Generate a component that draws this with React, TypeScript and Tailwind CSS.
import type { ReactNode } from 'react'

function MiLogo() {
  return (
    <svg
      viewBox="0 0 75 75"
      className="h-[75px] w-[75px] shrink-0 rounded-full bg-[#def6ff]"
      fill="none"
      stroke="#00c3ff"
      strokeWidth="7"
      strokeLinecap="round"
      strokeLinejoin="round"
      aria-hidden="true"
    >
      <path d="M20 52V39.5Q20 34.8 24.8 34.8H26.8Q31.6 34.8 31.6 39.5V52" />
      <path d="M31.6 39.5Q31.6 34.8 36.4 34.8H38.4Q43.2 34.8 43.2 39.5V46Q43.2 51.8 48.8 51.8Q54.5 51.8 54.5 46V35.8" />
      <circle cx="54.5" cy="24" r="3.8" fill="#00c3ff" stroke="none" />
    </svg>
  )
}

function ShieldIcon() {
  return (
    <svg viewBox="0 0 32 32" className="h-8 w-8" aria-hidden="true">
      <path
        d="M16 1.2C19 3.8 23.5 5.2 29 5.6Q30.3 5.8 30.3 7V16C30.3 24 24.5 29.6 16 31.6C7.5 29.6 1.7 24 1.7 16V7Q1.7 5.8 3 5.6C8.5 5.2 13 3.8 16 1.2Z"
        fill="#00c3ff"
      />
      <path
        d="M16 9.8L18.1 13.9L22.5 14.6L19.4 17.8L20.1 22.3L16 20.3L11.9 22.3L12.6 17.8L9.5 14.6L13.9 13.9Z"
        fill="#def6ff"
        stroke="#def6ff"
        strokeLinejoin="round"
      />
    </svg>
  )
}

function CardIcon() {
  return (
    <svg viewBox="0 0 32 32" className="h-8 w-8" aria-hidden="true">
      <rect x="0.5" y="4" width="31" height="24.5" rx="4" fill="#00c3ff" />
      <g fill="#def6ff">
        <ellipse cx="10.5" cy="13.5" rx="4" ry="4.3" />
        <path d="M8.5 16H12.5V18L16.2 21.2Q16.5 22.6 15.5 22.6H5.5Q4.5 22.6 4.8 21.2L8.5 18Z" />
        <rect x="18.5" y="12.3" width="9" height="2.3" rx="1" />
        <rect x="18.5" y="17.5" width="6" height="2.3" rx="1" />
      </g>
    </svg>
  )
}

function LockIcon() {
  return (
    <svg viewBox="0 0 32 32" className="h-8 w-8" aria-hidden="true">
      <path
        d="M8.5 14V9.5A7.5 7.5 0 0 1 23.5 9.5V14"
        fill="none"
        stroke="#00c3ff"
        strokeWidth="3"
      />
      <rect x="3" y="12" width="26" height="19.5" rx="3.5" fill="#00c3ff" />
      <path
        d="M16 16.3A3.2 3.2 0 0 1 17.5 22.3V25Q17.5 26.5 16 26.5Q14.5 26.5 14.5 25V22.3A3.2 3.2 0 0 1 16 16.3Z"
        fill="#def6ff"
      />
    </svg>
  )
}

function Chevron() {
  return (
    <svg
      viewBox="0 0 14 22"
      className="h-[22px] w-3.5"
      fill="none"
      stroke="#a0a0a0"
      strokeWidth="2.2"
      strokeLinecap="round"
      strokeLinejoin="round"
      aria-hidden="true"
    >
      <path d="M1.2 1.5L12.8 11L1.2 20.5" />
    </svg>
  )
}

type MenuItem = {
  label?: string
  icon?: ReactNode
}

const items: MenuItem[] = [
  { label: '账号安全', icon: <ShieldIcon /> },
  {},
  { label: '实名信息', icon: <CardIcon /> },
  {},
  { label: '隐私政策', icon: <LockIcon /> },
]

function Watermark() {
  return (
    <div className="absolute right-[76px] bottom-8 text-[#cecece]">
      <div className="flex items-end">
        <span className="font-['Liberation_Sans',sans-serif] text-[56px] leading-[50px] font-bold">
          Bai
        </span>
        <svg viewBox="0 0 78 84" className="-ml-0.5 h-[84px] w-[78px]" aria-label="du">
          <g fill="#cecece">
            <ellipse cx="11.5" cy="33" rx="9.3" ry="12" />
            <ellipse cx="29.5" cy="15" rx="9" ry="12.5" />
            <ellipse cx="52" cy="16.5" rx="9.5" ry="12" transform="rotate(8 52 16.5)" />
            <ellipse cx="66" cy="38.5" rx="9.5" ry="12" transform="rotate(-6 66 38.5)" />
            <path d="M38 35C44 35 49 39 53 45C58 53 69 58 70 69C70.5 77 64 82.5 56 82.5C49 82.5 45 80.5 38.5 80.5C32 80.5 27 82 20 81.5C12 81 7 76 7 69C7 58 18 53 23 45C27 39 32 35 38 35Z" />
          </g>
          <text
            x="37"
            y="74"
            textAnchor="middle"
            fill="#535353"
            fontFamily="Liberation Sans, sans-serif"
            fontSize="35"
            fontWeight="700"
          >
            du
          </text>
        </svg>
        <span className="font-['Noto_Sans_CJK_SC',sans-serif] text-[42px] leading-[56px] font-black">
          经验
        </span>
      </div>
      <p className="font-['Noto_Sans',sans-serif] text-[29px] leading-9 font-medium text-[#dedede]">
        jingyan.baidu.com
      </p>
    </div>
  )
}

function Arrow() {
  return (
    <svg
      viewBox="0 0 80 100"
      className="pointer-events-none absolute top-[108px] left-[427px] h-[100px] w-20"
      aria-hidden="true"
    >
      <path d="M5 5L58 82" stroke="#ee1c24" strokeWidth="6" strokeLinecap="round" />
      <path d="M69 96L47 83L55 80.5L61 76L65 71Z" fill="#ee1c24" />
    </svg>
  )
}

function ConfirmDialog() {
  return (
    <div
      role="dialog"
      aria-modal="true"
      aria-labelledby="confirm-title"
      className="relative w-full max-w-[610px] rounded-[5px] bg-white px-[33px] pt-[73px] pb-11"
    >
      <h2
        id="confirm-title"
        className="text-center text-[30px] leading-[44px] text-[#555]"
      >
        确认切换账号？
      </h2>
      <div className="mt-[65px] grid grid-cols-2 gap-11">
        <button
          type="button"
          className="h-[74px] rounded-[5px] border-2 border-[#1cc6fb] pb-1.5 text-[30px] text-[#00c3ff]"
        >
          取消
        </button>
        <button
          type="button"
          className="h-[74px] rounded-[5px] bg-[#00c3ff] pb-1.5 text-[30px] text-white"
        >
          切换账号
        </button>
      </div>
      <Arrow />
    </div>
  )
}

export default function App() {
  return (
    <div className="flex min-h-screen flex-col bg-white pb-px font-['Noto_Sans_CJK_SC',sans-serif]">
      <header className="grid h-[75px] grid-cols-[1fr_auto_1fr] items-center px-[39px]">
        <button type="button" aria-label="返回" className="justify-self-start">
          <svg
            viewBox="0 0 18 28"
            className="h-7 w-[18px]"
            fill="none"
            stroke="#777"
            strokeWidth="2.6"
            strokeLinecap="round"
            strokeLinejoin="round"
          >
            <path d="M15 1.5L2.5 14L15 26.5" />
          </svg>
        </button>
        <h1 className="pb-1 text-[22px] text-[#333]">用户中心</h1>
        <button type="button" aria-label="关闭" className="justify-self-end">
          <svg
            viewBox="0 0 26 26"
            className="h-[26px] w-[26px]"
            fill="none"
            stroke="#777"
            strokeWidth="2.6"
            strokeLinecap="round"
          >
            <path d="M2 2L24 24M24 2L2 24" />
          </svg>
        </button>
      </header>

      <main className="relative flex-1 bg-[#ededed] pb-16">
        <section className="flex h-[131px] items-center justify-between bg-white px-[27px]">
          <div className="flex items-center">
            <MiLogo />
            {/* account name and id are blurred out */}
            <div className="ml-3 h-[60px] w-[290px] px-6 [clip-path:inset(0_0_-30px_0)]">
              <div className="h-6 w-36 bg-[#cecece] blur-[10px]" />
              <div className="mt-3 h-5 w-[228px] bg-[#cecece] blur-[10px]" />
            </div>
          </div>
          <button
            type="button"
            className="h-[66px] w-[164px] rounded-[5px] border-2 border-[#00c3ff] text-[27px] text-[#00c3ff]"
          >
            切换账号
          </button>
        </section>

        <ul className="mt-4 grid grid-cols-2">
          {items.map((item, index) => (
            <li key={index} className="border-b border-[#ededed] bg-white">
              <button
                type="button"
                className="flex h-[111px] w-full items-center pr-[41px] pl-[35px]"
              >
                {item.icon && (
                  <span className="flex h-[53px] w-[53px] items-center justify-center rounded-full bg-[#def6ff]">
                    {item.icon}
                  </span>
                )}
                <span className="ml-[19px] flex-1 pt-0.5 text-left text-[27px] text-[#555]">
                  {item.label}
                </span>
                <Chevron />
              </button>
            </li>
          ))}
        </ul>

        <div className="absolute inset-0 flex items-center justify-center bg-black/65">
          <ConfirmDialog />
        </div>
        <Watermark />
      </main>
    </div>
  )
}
* * *
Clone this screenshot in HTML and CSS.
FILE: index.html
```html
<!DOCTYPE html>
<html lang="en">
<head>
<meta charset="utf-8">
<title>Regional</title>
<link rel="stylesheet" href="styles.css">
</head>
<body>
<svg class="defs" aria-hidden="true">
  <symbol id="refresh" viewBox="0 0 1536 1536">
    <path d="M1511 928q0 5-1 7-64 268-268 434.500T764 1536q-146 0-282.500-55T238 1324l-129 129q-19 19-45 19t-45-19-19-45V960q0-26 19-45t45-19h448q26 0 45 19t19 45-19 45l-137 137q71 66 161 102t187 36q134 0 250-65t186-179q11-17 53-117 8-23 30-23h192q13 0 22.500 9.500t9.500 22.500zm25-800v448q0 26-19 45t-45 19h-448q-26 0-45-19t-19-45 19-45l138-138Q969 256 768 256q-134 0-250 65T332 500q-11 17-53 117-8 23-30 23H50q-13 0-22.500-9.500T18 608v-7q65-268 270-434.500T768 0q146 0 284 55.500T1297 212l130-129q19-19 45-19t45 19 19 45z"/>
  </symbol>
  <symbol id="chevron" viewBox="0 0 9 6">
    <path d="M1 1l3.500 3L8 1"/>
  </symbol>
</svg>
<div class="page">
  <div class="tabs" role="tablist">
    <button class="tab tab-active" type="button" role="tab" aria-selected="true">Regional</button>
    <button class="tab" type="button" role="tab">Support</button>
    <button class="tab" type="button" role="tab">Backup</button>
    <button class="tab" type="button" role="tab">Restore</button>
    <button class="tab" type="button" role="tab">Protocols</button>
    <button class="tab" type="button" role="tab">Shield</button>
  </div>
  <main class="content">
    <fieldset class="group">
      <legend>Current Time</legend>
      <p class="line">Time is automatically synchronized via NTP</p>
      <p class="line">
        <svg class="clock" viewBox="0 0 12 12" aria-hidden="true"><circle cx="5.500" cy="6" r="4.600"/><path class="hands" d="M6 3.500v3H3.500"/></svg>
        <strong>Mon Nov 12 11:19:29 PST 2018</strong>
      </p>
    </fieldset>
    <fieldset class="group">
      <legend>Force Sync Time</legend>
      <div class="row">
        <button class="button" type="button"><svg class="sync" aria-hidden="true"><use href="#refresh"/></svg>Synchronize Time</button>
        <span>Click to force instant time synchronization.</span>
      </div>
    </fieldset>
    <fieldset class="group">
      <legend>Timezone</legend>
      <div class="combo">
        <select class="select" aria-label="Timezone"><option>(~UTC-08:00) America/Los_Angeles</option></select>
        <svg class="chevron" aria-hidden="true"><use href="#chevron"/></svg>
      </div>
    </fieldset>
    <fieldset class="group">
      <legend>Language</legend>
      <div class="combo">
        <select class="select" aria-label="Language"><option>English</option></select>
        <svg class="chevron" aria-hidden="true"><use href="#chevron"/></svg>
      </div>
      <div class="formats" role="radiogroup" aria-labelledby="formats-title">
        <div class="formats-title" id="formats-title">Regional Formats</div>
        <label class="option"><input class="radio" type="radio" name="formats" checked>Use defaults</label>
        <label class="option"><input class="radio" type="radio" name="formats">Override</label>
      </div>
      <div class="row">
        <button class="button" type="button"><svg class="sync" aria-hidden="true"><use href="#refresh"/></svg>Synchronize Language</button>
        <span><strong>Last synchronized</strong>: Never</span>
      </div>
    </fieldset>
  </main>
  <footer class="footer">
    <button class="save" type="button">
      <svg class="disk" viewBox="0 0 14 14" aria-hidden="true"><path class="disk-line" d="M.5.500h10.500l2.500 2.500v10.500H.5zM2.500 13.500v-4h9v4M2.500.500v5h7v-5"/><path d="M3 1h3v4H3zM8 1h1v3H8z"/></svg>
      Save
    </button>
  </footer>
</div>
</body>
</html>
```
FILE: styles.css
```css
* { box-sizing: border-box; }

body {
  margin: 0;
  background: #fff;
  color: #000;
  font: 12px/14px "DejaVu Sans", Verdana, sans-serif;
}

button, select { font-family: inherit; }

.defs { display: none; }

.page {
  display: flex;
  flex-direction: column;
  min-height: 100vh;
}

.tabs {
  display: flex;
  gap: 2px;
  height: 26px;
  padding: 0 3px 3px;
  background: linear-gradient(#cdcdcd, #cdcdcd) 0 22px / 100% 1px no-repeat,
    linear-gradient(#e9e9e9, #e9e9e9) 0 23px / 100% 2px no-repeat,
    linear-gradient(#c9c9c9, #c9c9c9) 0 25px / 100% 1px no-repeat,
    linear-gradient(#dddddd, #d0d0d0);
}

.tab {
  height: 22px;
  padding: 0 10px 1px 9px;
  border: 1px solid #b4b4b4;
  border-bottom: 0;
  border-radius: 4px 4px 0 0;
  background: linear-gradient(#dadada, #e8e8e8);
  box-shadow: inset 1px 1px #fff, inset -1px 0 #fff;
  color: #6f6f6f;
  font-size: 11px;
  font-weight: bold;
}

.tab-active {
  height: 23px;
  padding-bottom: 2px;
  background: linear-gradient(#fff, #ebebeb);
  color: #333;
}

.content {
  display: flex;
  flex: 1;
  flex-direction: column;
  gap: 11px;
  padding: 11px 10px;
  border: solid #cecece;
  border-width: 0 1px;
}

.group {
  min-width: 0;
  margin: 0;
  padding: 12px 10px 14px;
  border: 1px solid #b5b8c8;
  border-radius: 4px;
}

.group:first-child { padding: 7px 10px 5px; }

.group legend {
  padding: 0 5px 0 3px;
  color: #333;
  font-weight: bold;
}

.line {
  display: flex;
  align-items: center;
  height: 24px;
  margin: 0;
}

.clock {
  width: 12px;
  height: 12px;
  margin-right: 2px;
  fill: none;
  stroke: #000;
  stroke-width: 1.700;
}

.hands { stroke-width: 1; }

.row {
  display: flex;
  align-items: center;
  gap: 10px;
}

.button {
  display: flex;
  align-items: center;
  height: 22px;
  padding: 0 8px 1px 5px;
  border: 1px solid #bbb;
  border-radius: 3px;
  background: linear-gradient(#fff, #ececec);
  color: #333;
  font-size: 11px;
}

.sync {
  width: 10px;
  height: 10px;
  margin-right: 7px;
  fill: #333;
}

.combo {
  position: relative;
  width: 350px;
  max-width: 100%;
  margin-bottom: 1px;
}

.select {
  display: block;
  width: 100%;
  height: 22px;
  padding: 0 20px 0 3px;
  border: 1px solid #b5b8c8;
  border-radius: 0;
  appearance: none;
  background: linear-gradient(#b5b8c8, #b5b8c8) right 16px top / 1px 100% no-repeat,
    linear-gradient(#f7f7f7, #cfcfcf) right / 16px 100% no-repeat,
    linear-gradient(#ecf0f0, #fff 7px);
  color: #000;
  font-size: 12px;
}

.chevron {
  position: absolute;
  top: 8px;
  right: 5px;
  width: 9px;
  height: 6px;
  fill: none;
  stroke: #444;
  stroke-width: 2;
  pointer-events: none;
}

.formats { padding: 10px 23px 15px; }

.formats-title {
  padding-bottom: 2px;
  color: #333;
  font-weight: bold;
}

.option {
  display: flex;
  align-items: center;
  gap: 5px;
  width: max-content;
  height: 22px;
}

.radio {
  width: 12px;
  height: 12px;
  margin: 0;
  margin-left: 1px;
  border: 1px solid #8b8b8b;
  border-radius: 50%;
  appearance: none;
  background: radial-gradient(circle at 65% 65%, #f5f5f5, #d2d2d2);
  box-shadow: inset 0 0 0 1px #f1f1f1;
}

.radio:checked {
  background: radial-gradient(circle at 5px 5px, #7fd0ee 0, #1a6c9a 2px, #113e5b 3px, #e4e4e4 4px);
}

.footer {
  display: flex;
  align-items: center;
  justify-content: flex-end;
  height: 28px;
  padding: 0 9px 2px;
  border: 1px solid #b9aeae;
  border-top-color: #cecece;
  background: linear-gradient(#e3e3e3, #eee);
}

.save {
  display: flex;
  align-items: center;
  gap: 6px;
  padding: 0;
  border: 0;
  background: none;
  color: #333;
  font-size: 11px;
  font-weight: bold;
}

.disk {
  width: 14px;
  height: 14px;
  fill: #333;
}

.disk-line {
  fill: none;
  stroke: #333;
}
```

Task brief
Extract every line from the records above that contains the word "this".

Exercise result
Generate a component that draws this with React, TypeScript and Tailwind CSS.
Clone this screenshot in HTML and CSS.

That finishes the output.